Berwick was born in St George Hanover Square, London, England on January 25, 1843. He was the son of James Berwick (1801-1864) and Nacy Mary Handley (1808-1865).  He was tall, blue-eyed, and developed a local reputation as a scholar. He was educated in London at Camden House School, King's College and through lectures at the Royal Society in Albemarle Street Hall. He spent his early years as a clerk in a banking house. Then in 1895, at the age of 22, he sailed for California. 

Berwick married Isabella Richardson (1832-1909) on September 13, 1867 in San Francisco, California. They had three children. Their son, Edward Berwick Jr., died on February 5, 1909, at age 34, when he was engaged to Edith Jordan, daughter of Stanford University President David Starr Jordan.

Career

Edward Berwick arrived in California on July 17, 1865, and worked for Jeoffry Cullen on the Piojo Ranch cattle ranch of 13,000 acres at San Antonio Mission in southern Monterey County. He also worked at the San Miguelito Ranch and the Santa Rita Ranch. 

On September 23, 1869, they soon moved to Carmel Valley, California and purchased 120 acres near Robinson Canyon Road for $500 in gold. The property is known as the Berwick Manor and Orchard. It included a ranch house, garden, pool, and barns.

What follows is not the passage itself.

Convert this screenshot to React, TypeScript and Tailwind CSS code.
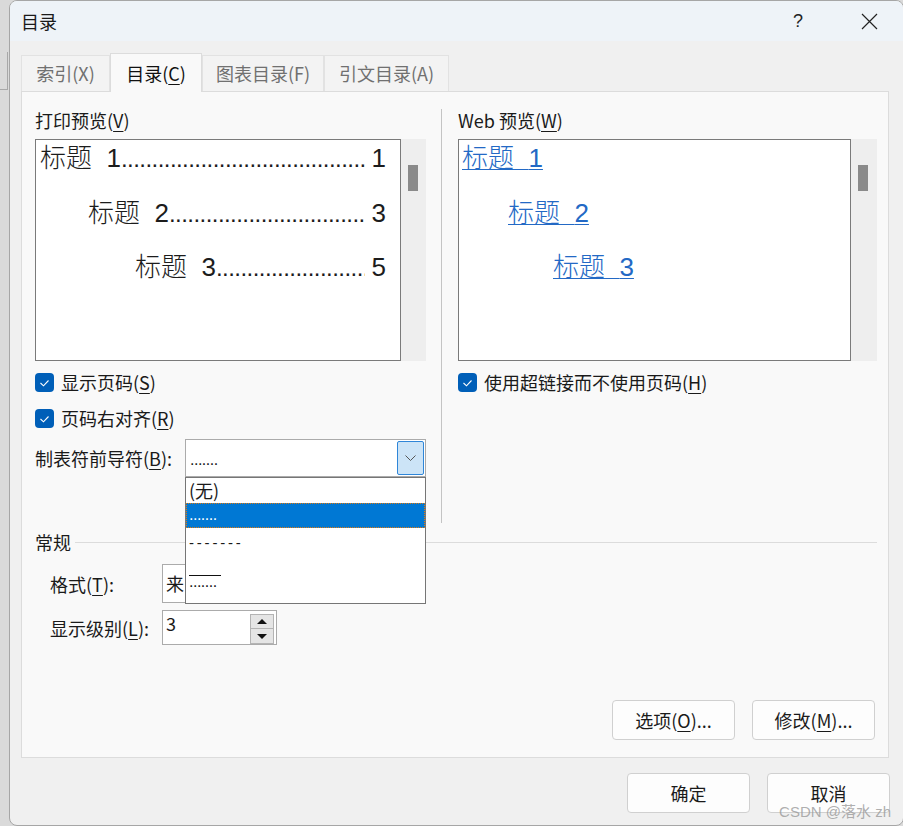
import React from "react";

const U = ({ children }: { children: React.ReactNode }) => (
  <span className="underline underline-offset-[3px] decoration-1">{children}</span>
);

function Check() {
  return (
    <span className="w-[19px] h-[19px] rounded-[4px] bg-[#005fb8] flex items-center justify-center shrink-0">
      <svg width="11" height="8" viewBox="0 0 11 8">
        <path d="M1.5 4l3 2.8 5-5.3" stroke="white" strokeWidth="1.1" fill="none" />
      </svg>
    </span>
  );
}

function Scrollbar() {
  return (
    <div className="w-[26px] h-[222px] bg-[#eeeeee] pt-[26px] pl-[7px]">
      <div className="w-[10px] h-[26px] bg-[#8a8a8a]" />
    </div>
  );
}

function PrintRow({ indent, n, p }: { indent: string; n: string; p: string }) {
  return (
    <div
      className={`h-[30px] flex items-baseline leading-[30px] text-[26px] text-[#1c1c1c] font-['Liberation_Sans','Noto_Sans_CJK_SC',sans-serif] font-light whitespace-nowrap ${indent}`}
    >
      <span>标题{"\u00a0\u00a0"}{n}</span>
      <span className="flex-1 min-w-0 mr-[7px] overflow-hidden whitespace-nowrap text-[24px] tracking-[-0.55px]">
        ..............................................................................
      </span>
      <span>{p}</span>
    </div>
  );
}

function WebRow({ indent, n }: { indent: string; n: string }) {
  return (
    <div
      className={`h-[30px] leading-[30px] text-[26px] font-['Liberation_Sans','Noto_Sans_CJK_SC',sans-serif] font-light whitespace-nowrap ${indent}`}
    >
      <span className="text-[#2369c5] underline decoration-1 underline-offset-[2px] decoration-[#2369c5]">
        标题{"\u00a0\u00a0"}{n}
      </span>
    </div>
  );
}

function Tab({ label, active, w }: { label: React.ReactNode; active?: boolean; w: string }) {
  return active ? (
    <div
      className={`${w} h-[39px] -mb-px relative z-10 bg-[#f9f9f9] border border-b-0 border-[#dcdcdc] flex items-center justify-center text-[#111]`}
    >
      {label}
    </div>
  ) : (
    <div
      className={`${w} h-[36px] bg-[#f3f3f3] border border-b-0 border-[#e2e2e2] flex items-center justify-center text-[#707070]`}
    >
      {label}
    </div>
  );
}

function Btn({ children, w = "w-[123px]" }: { children: React.ReactNode; w?: string }) {
  return (
    <div
      className={`${w} h-[40px] rounded-[4px] border border-[#d0d0d0] bg-[#fdfdfd] flex items-center justify-center text-[18px] text-[#1a1a1a]`}
    >
      {children}
    </div>
  );
}

const DOTS = "font-['Liberation_Sans',sans-serif] text-[16px] tracking-[-0.5px] leading-none";

export default function App() {
  return (
    <div className="w-[903px] h-[826px] flex bg-[#dadada] overflow-hidden font-['Noto_Sans_CJK_SC',sans-serif] text-[18px] text-[#1a1a1a]">
      <div className="w-[9px] shrink-0 pt-[52px]">
        <div className="w-[8px] h-[38px] border-r border-b border-[#a8a8a8]" />
      </div>
      <div className="relative w-[895px] h-[826px] shrink-0 rounded-[8px] border border-[#a6a6a6] bg-[#f0f0f0] overflow-hidden flex flex-col">
        {/* Title bar */}
        <div className="h-[40px] bg-[#eef3f8] flex items-center pl-[11px] shrink-0">
          <span className="text-[18px] leading-none">目录</span>
          <span className="ml-auto text-[18px] leading-none text-[#222] mr-[58px] font-['Liberation_Sans',sans-serif]">?</span>
          <svg width="17" height="17" viewBox="0 0 17 17" className="mr-[25px]">
            <path d="M1 1l15 15M16 1L1 16" stroke="#222" strokeWidth="1.2" />
          </svg>
        </div>

        <div className="pl-[11px] pt-[12px]">
          {/* Tabs */}
          <div className="flex items-end h-[38px]">
            <Tab w="w-[89px]" label={<span>索引(X)</span>} />
            <Tab
              w="w-[92px]"
              active
              label={
                <span>
                  目录(<U>C</U>)
                </span>
              }
            />
            <Tab w="w-[122px]" label={<span>图表目录(F)</span>} />
            <Tab w="w-[125px]" label={<span>引文目录(A)</span>} />
          </div>

          {/* Panel */}
          <div className="w-[868px] h-[667px] bg-[#f9f9f9] border border-[#dcdcdc] flex flex-col pl-[13px] pr-[11px] pt-[17px]">
            <div className="flex">
              {/* Left column */}
              <div className="w-[391px]">
                <div className="leading-[20px] mt-px">
                  打印预览(<U>V</U>)
                </div>
                <div className="mt-[9px] flex">
                  <div className="w-[366px] h-[222px] bg-white border border-[#7a7a7a] pt-[3px] pl-[4px] pr-[14px] flex flex-col gap-[24.5px]">
                    <PrintRow indent="" n="1" p="1" />
                    <PrintRow indent="pl-[48px]" n="2" p="3" />
                    <PrintRow indent="pl-[95px]" n="3" p="5" />
                  </div>
                  <Scrollbar />
                </div>
                <div className="mt-[12px] h-[19px] flex items-center gap-[7px]">
                  <Check />
                  <span className="leading-[19px]">
                    显示页码(<U>S</U>)
                  </span>
                </div>
                <div className="mt-[17px] h-[19px] flex items-center gap-[7px]">
                  <Check />
                  <span className="leading-[19px]">
                    页码右对齐(<U>R</U>)
                  </span>
                </div>
                <div className="mt-[11px] flex items-center">
                  <span className="w-[150px] leading-[20px]">
                    制表符前导符(<U>B</U>):
                  </span>
                  <div className="relative w-[241px] h-[38px] bg-white border border-[#ababab] flex items-center pl-[4px] pr-[1px]">
                    <span className={`${DOTS} mt-[3px]`}>.......</span>
                    <div className="ml-auto w-[27px] h-[34px] bg-[#cce4f7] border border-[#2f86d8] rounded-[2px] flex items-center justify-center">
                      <svg width="11" height="6" viewBox="0 0 11 6">
                        <path d="M0.5 0.5l5 5 5-5" stroke="#555" strokeWidth="1" fill="none" />
                      </svg>
                    </div>
                    {/* Dropdown list */}
                    <div className="absolute left-[-1px] top-[37px] w-[241px] h-[127px] bg-white border border-[#767676] z-20 flex flex-col">
                      <div className="h-[24px] pl-[3px] flex items-center leading-none">(无)</div>
                      <div className="h-[25px] mt-px bg-[#0078d4] outline outline-1 outline-dotted outline-[#e07a10] -outline-offset-1 pl-[3px] flex items-end pb-[5px]">
                        <span className={`${DOTS} text-white`}>.......</span>
                      </div>
                      <div className="h-[24px] pl-[3px] flex items-center">
                        <span className="font-['Liberation_Sans',sans-serif] text-[15px] tracking-[2.8px] leading-none mt-[4px]">-------</span>
                      </div>
                      <div className="flex-1 pl-[3px] pt-[23px] flex flex-col">
                        <div className="w-[32px] h-px bg-[#111]" />
                        <span className={`${DOTS} -mt-[2px]`}>.......</span>
                      </div>
                    </div>
                  </div>
                </div>
              </div>

              {/* Divider */}
              <div className="ml-[15px] w-px h-[414px] bg-[#c4c4c4]" />

              {/* Right column */}
              <div className="ml-[16px] w-[419px]">
                <div className="leading-[20px] mt-px">
                  Web 预览(<U>W</U>)
                </div>
                <div className="mt-[9px] flex">
                  <div className="w-[393px] h-[222px] bg-white border border-[#7a7a7a] pt-[3px] pl-[3px] flex flex-col gap-[24.5px]">
                    <WebRow indent="" n="1" />
                    <WebRow indent="pl-[46px]" n="2" />
                    <WebRow indent="pl-[91px]" n="3" />
                  </div>
                  <Scrollbar />
                </div>
                <div className="mt-[12px] h-[19px] flex items-center gap-[7px]">
                  <Check />
                  <span className="leading-[19px]">
                    使用超链接而不使用页码(<U>H</U>)
                  </span>
                </div>
              </div>
            </div>

            {/* 常规 */}
            <div className="mt-[9px] h-[20px] flex items-center">
              <span className="leading-[20px]">常规</span>
              <div className="ml-[4px] flex-1 h-px bg-[#dcdcdc]" />
            </div>

            <div className="mt-[12px] pl-[15px] flex items-center">
              <span className="w-[112px] leading-[20px]">
                格式(<U>T</U>):
              </span>
              <div className="w-[263px] h-[39px] bg-white border border-[#ababab] flex items-center pl-[3px]">
                来自模板
              </div>
            </div>

            <div className="mt-[7px] pl-[15px] flex items-center">
              <span className="w-[112px] leading-[20px]">
                显示级别(<U>L</U>):
              </span>
              <div className="w-[115px] h-[35px] bg-white border border-[#ababab] flex pl-[3px] pt-[2px] pr-[2px]">
                <span className="leading-[20px]">3</span>
                <div className="ml-auto mt-px flex flex-col">
                  <div className="w-[24px] h-[15px] bg-[#e5e5e5] border border-[#b4b4b4] flex items-center justify-center">
                    <svg width="10" height="5" viewBox="0 0 10 5">
                      <path d="M0 5L5 0L10 5Z" fill="#111" />
                    </svg>
                  </div>
                  <div className="w-[24px] h-[15px] bg-[#e5e5e5] border border-t-0 border-[#b4b4b4] flex items-center justify-center">
                    <svg width="10" height="5" viewBox="0 0 10 5">
                      <path d="M0 0L5 5L10 0Z" fill="#111" />
                    </svg>
                  </div>
                </div>
              </div>
            </div>

            <div className="mt-auto mb-[17px] flex justify-end gap-[17px] pr-[2px]">
              <Btn>
                选项(<U>O</U>)...
              </Btn>
              <Btn>
                修改(<U>M</U>)...
              </Btn>
            </div>
          </div>
        </div>

        {/* Bottom buttons */}
        <div className="mt-[15px] flex justify-end gap-[17px] pr-[13px]">
          <Btn>确定</Btn>
          <Btn>取消</Btn>
        </div>

        <span className="absolute right-[12px] bottom-[6px] text-[15px] leading-none text-[#9a9a9a]/80 font-['Liberation_Sans','Noto_Sans_CJK_SC',sans-serif] z-30">
          CSDN @落水 zh
        </span>
      </div>
    </div>
  );
}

Berwick went on to launch a successful orchard business, where he planted the first commercial pear orchard, specializing in the Winter Nelis pear. His pears became world famous as the "Berwick Pear", known for their quality. He shipped the pears each year to London and Paris. He cultivated and sold walnuts, apples, vegetables, pears, and strawberries. Berwick built a reservoir system and windmill on the property to irrigate his orchard and garden.

The property has been held by four families, since its initial parceling in the Mexican land grant in present-day Monterey County, California given on January 27, 1840, to Antonio Romero by Governor Juan Alvarado. It was used during the Great Depression by the federal government to teach local ranchers more scientific farming methods. The farm has been in continual ownership and operation by the Berwick family since 1869 and is the only intact farmstead of this period left in Carmel Valley.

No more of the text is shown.